Low IMF Debt Gives Some African Economies More Room to Navigate Global Uncertainty

As many African countries grapple with mounting debt burdens, rising financing costs and economic uncertainty, a handful of nations with relatively low exposure to International Monetary Fund (IMF) loans are finding themselves in a stronger position to shape policy responses without significant external pressure.

According to IMF financial data cited by Business Insider Africa, Lesotho currently has the lowest outstanding debt to the IMF among African countries with active Fund credit exposure. As of June 2026, the country’s outstanding IMF obligations stood at SDR 10.49 million.

Equatorial Guinea followed with SDR 22.99 million, while Djibouti, Comoros and São Tomé and Príncipe recorded outstanding debts of SDR 25.44 million, SDR 25.82 million and SDR 30.01 million respectively.

Other countries with relatively low IMF exposure include Guinea-Bissau (SDR 56.33 million), Cabo Verde (SDR 79.52 million), Burundi (SDR 100.10 million), Somalia (SDR 116.30 million) and Seychelles (SDR 131.41 million).

The ranking comes at a time when IMF support has become increasingly important across Africa as governments confront debt distress, currency instability, high import costs, climate-related shocks and tightening global financial conditions.

While IMF financing often serves as a vital lifeline during economic crises, helping countries stabilise reserves, restore investor confidence and unlock additional donor support, it is usually accompanied by policy reforms and performance targets. These can include fiscal consolidation measures, subsidy reforms, increased domestic revenue mobilisation and tighter monetary policies.

Countries with lower levels of IMF debt are generally less constrained by repayment pressures and programme conditions. As a result, they may enjoy greater flexibility in designing economic policies and responding to unexpected external shocks.

However, analysts caution that low IMF debt should not automatically be interpreted as a sign of economic strength. In some cases, it may reflect smaller economies, limited borrowing needs or reduced access to IMF facilities.
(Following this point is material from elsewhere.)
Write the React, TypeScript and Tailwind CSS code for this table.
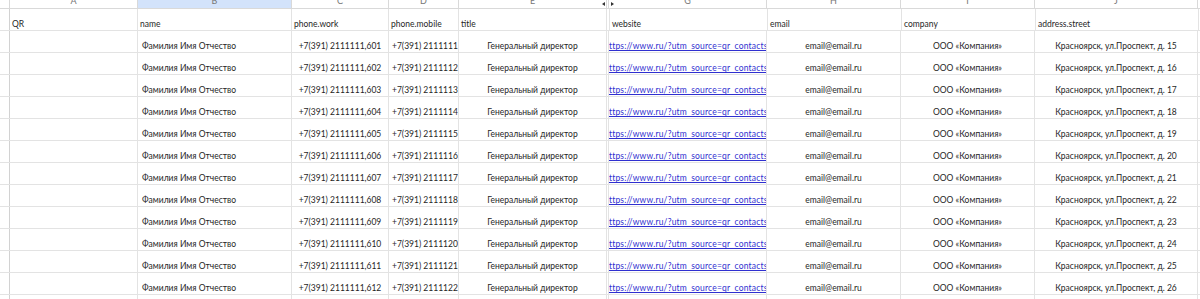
import React from "react";

const cols = [
  { key: "rn", w: "w-[10px]" },
  { key: "A", w: "w-[128px]" },
  { key: "B", w: "w-[154px]" },
  { key: "C", w: "w-[97px]" },
  { key: "D", w: "w-[70px]" },
  { key: "E", w: "w-[148px]" },
  { key: "F", w: "w-[2px]" },
  { key: "G", w: "w-[158px]" },
  { key: "H", w: "w-[134px]" },
  { key: "I", w: "w-[134px]" },
  { key: "J", w: "w-[163px]" },
];

const headers = ["", "QR", "name", "phone.work", "phone.mobile", "title", "", "website", "email", "company", "address.street"];

const rows = Array.from({ length: 13 }, (_, i) => ({
  work: `+7(391) 2111111,${601 + i}`,
  mobile: `+7(391) ${2111111 + i}`,
  street: `Красноярск, ул.Проспект, д. ${15 + i}`,
}));

const cell = "shrink-0 border-r border-[#e3e3e3] flex items-end pb-[1px] overflow-hidden";

export default function App() {
  return (
    <div className="w-[1200px] h-[299px] overflow-hidden bg-white text-[#1f1f1f] font-['Lato','Liberation_Sans',sans-serif] text-[8.5px] leading-[10px]">
      {/* column letters */}
      <div className="flex h-[9px] border-b border-[#d9d9d9] overflow-hidden">
        {cols.map((c) => (
          <div
            key={c.key}
            className={`${c.w} shrink-0 h-full border-r border-[#d9d9d9] overflow-hidden ${c.key === "B" ? "bg-[#d3e3fb]" : "bg-white"}`}
          >
            {c.key !== "rn" && c.key !== "F" && (
              <span className="block text-center text-[9px] leading-[9px] -mt-[4px] text-[#777]">{c.key}</span>
            )}
          </div>
        ))}
        <div className="flex-1" />
      </div>
      <div className="relative">
        {/* hidden column markers */}
        <div className="absolute left-[602px] -top-[7px] w-0 h-0 border-y-[2px] border-y-transparent border-r-[3px] border-r-[#333]" />
        <div className="absolute left-[611px] -top-[7px] w-0 h-0 border-y-[2px] border-y-transparent border-l-[3px] border-l-[#333]" />
      </div>
      {/* header row */}
      <div className="flex h-[22px] border-b border-[#e3e3e3]">
        {cols.map((c, i) => (
          <div key={c.key} className={`${c.w} h-full ${cell} ${c.key === "rn" ? "border-r-[#d2d2d2]" : ""} pl-[2px] whitespace-nowrap`}>
            {headers[i]}
          </div>
        ))}
        <div className="flex-1" />
      </div>
      {rows.map((r, idx) => (
        <div key={idx} className="flex h-[22px] border-b border-[#e3e3e3] whitespace-nowrap">
          <div className="w-[10px] shrink-0 border-r border-[#d2d2d2]" />
          <div className="w-[128px] shrink-0 border-r border-[#e3e3e3]" />
          <div className={`w-[154px] ${cell} pl-[4px]`}>Фамилия Имя Отчество</div>
          <div className={`w-[97px] ${cell} justify-center`}>{r.work}</div>
          <div className={`w-[70px] ${cell} pl-[3px]`}>{r.mobile}</div>
          <div className={`w-[148px] ${cell} justify-center`}>Генеральный директор</div>
          <div className="w-[2px] shrink-0 border-r border-[#e3e3e3]" />
          <div className={`w-[158px] ${cell}`}>
            <span className="-ml-[5px] text-[#3030d0] underline tracking-[0.2px]">https://www.ru/?utm_source=qr_contacts</span>
          </div>
          <div className={`w-[134px] ${cell} justify-center`}>email@email.ru</div>
          <div className={`w-[134px] ${cell} justify-center`}>ООО «Компания»</div>
          <div className={`w-[163px] ${cell} justify-center`}>{r.street}</div>
          <div className="flex-1" />
        </div>
      ))}
    </div>
  );
}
Some countries with low exposure still face significant structural challenges, including weak revenue bases, import dependence and vulnerability to climate change.

Nonetheless, lower dependence on IMF financing can provide valuable policy space in a period marked by global uncertainty.

Business Insider Africa noted that countries with minimal IMF debt are often better positioned to absorb external shocks such as fluctuations in oil prices, disruptions to global trade routes and currency pressures without immediately requiring additional international support.

The contrast is particularly evident when compared with larger African economies such as Egypt, Côte d’Ivoire, Kenya, Ghana and Angola, which maintain substantially higher outstanding obligations to the IMF. Their deeper engagement with the Fund reflects efforts to address fiscal imbalances, balance-of-payments challenges and broader economic reforms.

Although IMF programmes have helped stabilise many of these economies, the scale of their borrowing often means that policy decisions are closely linked to programme reviews, reform benchmarks and financing conditions.

Meanwhile, smaller economies such as Lesotho, Comoros, São Tomé and Príncipe and Guinea-Bissau face a different challenge: ensuring that their relatively low debt exposure translates into long-term resilience.

In São Tomé and Príncipe, for instance, the IMF recently reached a staff-level agreement on the third review of the country’s Extended Credit Facility programme, potentially unlocking additional funding of about SDR 4.40 million. The development highlights that even countries with modest IMF debt may still require support when confronted with energy shortages, weak growth or external economic shocks.

Economists argue that the key lesson is not to avoid IMF engagement altogether, but rather to ensure that external financing complements broader efforts to strengthen domestic economic foundations.

Countries with lower IMF exposure have an opportunity to reinforce their fiscal positions by improving tax collection, building foreign exchange reserves, managing debt prudently and investing in productive sectors that drive sustainable growth.

For countries carrying larger IMF obligations, the priority remains ensuring that Fund-supported reforms deliver lasting economic improvements rather than creating recurring cycles of borrowing and adjustment.

Ultimately, the ranking highlights a broader reality for Africa’s economies: economic resilience depends not only on the amount of debt a country carries, but also on how effectively it manages the policy space available to it.

In an increasingly unpredictable global environment, nations with lower IMF debt may possess one of the most valuable assets in economic policymaking  the flexibility to choose their own path.